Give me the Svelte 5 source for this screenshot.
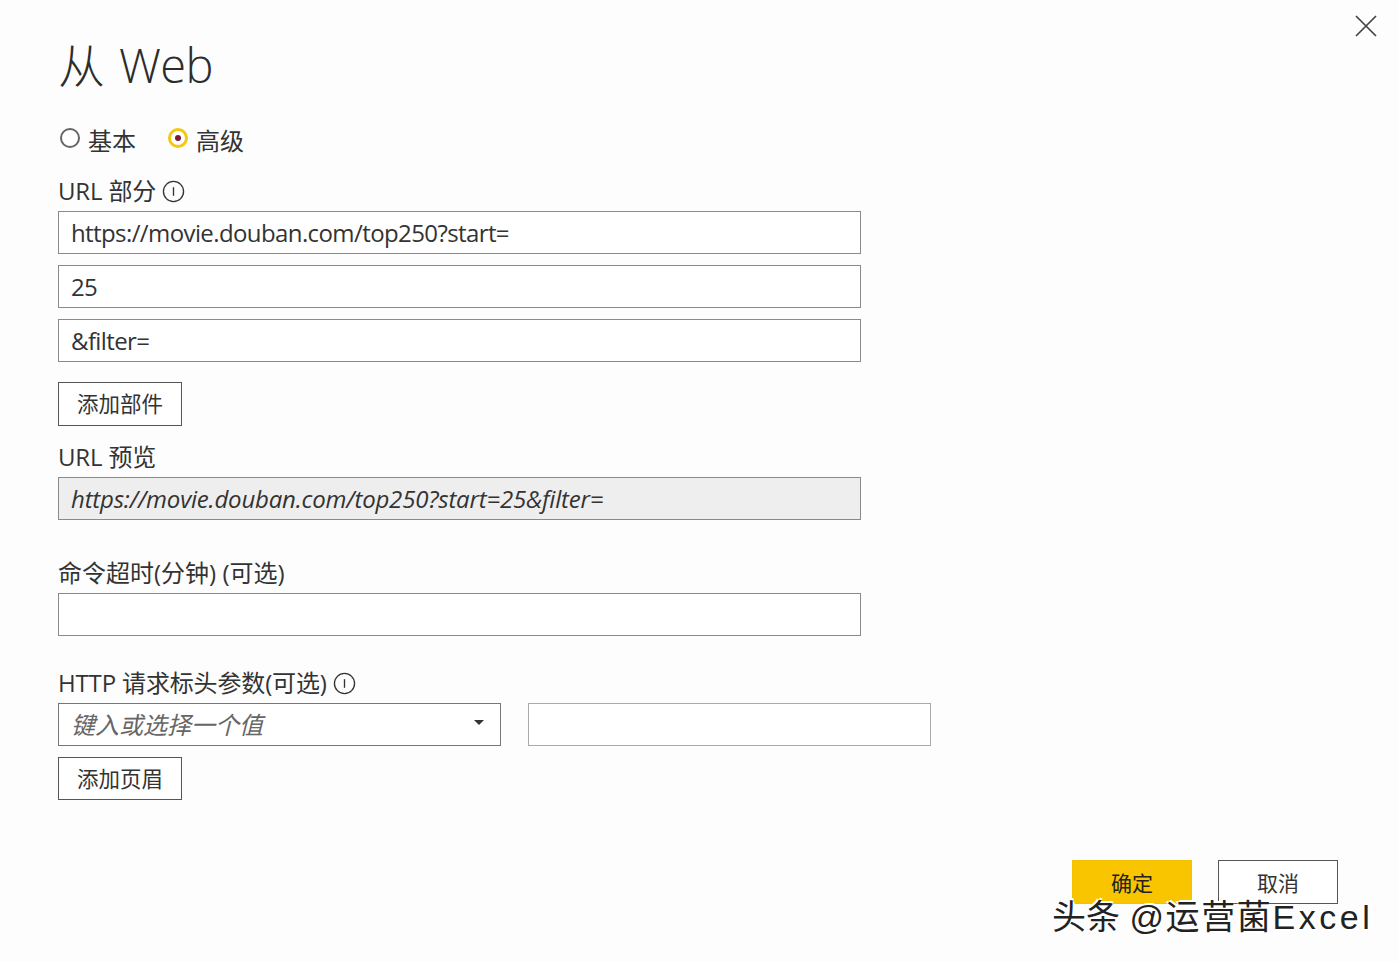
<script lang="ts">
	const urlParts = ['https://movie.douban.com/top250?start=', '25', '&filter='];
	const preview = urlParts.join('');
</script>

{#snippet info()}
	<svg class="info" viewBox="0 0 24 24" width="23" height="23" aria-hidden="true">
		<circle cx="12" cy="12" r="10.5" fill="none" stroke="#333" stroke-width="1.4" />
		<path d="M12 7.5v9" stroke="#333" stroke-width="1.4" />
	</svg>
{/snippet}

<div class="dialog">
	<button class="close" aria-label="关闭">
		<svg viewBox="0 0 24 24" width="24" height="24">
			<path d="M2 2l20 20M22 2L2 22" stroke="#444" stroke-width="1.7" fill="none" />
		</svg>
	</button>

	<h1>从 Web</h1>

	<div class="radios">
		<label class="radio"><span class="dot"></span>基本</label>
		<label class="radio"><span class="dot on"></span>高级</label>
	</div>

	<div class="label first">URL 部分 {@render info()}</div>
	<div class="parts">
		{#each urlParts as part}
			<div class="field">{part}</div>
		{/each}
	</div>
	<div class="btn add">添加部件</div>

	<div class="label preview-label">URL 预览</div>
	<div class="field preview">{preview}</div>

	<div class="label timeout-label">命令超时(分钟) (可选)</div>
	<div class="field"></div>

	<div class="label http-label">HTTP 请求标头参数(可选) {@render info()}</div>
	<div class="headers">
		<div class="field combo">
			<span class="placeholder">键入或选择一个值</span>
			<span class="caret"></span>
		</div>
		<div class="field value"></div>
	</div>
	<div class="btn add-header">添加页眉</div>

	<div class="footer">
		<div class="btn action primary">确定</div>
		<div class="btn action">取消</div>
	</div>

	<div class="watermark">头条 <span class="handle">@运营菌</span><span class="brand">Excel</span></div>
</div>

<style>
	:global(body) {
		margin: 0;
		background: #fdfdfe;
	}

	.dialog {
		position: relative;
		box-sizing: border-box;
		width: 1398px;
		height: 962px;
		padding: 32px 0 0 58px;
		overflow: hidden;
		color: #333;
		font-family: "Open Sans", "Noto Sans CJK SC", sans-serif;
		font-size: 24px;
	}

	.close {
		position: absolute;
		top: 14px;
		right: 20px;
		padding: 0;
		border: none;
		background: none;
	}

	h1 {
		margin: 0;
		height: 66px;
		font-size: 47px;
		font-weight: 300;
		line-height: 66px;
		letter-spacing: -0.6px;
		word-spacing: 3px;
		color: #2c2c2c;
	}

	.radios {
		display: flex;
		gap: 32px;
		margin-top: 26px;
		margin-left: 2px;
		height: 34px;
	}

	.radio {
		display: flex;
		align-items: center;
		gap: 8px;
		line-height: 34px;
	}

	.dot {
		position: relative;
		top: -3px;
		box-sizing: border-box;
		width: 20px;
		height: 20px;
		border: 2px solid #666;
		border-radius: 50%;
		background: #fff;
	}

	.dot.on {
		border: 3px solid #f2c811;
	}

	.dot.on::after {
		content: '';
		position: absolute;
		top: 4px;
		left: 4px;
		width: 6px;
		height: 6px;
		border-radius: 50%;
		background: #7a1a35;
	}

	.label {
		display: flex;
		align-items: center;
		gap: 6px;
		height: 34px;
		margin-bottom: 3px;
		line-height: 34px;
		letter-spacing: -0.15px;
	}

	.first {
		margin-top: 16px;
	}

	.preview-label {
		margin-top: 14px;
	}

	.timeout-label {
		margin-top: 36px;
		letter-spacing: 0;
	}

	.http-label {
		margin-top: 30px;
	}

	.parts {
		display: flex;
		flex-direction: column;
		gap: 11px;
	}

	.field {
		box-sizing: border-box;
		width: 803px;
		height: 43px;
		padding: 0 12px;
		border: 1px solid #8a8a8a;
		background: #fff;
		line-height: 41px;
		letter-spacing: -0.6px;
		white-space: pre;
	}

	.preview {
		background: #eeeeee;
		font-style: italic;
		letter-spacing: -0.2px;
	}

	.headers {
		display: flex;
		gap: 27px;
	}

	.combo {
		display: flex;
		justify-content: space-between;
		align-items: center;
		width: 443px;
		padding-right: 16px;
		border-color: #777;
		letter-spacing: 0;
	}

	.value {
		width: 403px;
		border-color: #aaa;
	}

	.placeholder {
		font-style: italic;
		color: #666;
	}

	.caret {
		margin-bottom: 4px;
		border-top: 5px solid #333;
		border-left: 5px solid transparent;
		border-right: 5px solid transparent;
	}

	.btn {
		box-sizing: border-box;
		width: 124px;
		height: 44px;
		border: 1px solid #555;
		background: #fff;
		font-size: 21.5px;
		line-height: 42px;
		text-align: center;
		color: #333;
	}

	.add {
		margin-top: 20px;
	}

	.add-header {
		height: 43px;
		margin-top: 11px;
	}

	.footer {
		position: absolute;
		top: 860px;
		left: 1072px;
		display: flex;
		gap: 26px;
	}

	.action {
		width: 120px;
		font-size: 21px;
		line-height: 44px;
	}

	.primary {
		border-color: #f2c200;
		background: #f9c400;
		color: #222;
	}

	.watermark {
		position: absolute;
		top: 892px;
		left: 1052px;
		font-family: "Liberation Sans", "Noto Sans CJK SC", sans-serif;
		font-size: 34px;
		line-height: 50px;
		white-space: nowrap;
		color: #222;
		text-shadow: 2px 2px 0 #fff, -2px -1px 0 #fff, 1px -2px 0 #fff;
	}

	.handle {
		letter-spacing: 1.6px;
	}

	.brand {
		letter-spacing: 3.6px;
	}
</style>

• [Problem statement]:
Reproduce the listing above exactly, excluding all pictures.

• [Written answer]:
Give me the Svelte 5 source for this screenshot.
<script lang="ts">
	const urlParts = ['https://movie.douban.com/top250?start=', '25', '&filter='];
	const preview = urlParts.join('');
</script>

{#snippet info()}
	<svg class="info" viewBox="0 0 24 24" width="23" height="23" aria-hidden="true">
		<circle cx="12" cy="12" r="10.5" fill="none" stroke="#333" stroke-width="1.4" />
		<path d="M12 7.5v9" stroke="#333" stroke-width="1.4" />
	</svg>
{/snippet}

<div class="dialog">
	<button class="close" aria-label="关闭">
		<svg viewBox="0 0 24 24" width="24" height="24">
			<path d="M2 2l20 20M22 2L2 22" stroke="#444" stroke-width="1.7" fill="none" />
		</svg>
	</button>

	<h1>从 Web</h1>

	<div class="radios">
		<label class="radio"><span class="dot"></span>基本</label>
		<label class="radio"><span class="dot on"></span>高级</label>
	</div>

	<div class="label first">URL 部分 {@render info()}</div>
	<div class="parts">
		{#each urlParts as part}
			<div class="field">{part}</div>
		{/each}
	</div>
	<div class="btn add">添加部件</div>

	<div class="label preview-label">URL 预览</div>
	<div class="field preview">{preview}</div>

	<div class="label timeout-label">命令超时(分钟) (可选)</div>
	<div class="field"></div>

	<div class="label http-label">HTTP 请求标头参数(可选) {@render info()}</div>
	<div class="headers">
		<div class="field combo">
			<span class="placeholder">键入或选择一个值</span>
			<span class="caret"></span>
		</div>
		<div class="field value"></div>
	</div>
	<div class="btn add-header">添加页眉</div>

	<div class="footer">
		<div class="btn action primary">确定</div>
		<div class="btn action">取消</div>
	</div>

	<div class="watermark">头条 <span class="handle">@运营菌</span><span class="brand">Excel</span></div>
</div>

<style>
	:global(body) {
		margin: 0;
		background: #fdfdfe;
	}

	.dialog {
		position: relative;
		box-sizing: border-box;
		width: 1398px;
		height: 962px;
		padding: 32px 0 0 58px;
		overflow: hidden;
		color: #333;
		font-family: "Open Sans", "Noto Sans CJK SC", sans-serif;
		font-size: 24px;
	}

	.close {
		position: absolute;
		top: 14px;
		right: 20px;
		padding: 0;
		border: none;
		background: none;
	}

	h1 {
		margin: 0;
		height: 66px;
		font-size: 47px;
		font-weight: 300;
		line-height: 66px;
		letter-spacing: -0.6px;
		word-spacing: 3px;
		color: #2c2c2c;
	}

	.radios {
		display: flex;
		gap: 32px;
		margin-top: 26px;
		margin-left: 2px;
		height: 34px;
	}

	.radio {
		display: flex;
		align-items: center;
		gap: 8px;
		line-height: 34px;
	}

	.dot {
		position: relative;
		top: -3px;
		box-sizing: border-box;
		width: 20px;
		height: 20px;
		border: 2px solid #666;
		border-radius: 50%;
		background: #fff;
	}

	.dot.on {
		border: 3px solid #f2c811;
	}

	.dot.on::after {
		content: '';
		position: absolute;
		top: 4px;
		left: 4px;
		width: 6px;
		height: 6px;
		border-radius: 50%;
		background: #7a1a35;
	}

	.label {
		display: flex;
		align-items: center;
		gap: 6px;
		height: 34px;
		margin-bottom: 3px;
		line-height: 34px;
		letter-spacing: -0.15px;
	}

	.first {
		margin-top: 16px;
	}

	.preview-label {
		margin-top: 14px;
	}

	.timeout-label {
		margin-top: 36px;
		letter-spacing: 0;
	}

	.http-label {
		margin-top: 30px;
	}

	.parts {
		display: flex;
		flex-direction: column;
		gap: 11px;
	}

	.field {
		box-sizing: border-box;
		width: 803px;
		height: 43px;
		padding: 0 12px;
		border: 1px solid #8a8a8a;
		background: #fff;
		line-height: 41px;
		letter-spacing: -0.6px;
		white-space: pre;
	}

	.preview {
		background: #eeeeee;
		font-style: italic;
		letter-spacing: -0.2px;
	}

	.headers {
		display: flex;
		gap: 27px;
	}

	.combo {
		display: flex;
		justify-content: space-between;
		align-items: center;
		width: 443px;
		padding-right: 16px;
		border-color: #777;
		letter-spacing: 0;
	}

	.value {
		width: 403px;
		border-color: #aaa;
	}

	.placeholder {
		font-style: italic;
		color: #666;
	}

	.caret {
		margin-bottom: 4px;
		border-top: 5px solid #333;
		border-left: 5px solid transparent;
		border-right: 5px solid transparent;
	}

	.btn {
		box-sizing: border-box;
		width: 124px;
		height: 44px;
		border: 1px solid #555;
		background: #fff;
		font-size: 21.5px;
		line-height: 42px;
		text-align: center;
		color: #333;
	}

	.add {
		margin-top: 20px;
	}

	.add-header {
		height: 43px;
		margin-top: 11px;
	}

	.footer {
		position: absolute;
		top: 860px;
		left: 1072px;
		display: flex;
		gap: 26px;
	}

	.action {
		width: 120px;
		font-size: 21px;
		line-height: 44px;
	}

	.primary {
		border-color: #f2c200;
		background: #f9c400;
		color: #222;
	}

	.watermark {
		position: absolute;
		top: 892px;
		left: 1052px;
		font-family: "Liberation Sans", "Noto Sans CJK SC", sans-serif;
		font-size: 34px;
		line-height: 50px;
		white-space: nowrap;
		color: #222;
		text-shadow: 2px 2px 0 #fff, -2px -1px 0 #fff, 1px -2px 0 #fff;
	}

	.handle {
		letter-spacing: 1.6px;
	}

	.brand {
		letter-spacing: 3.6px;
	}
</style>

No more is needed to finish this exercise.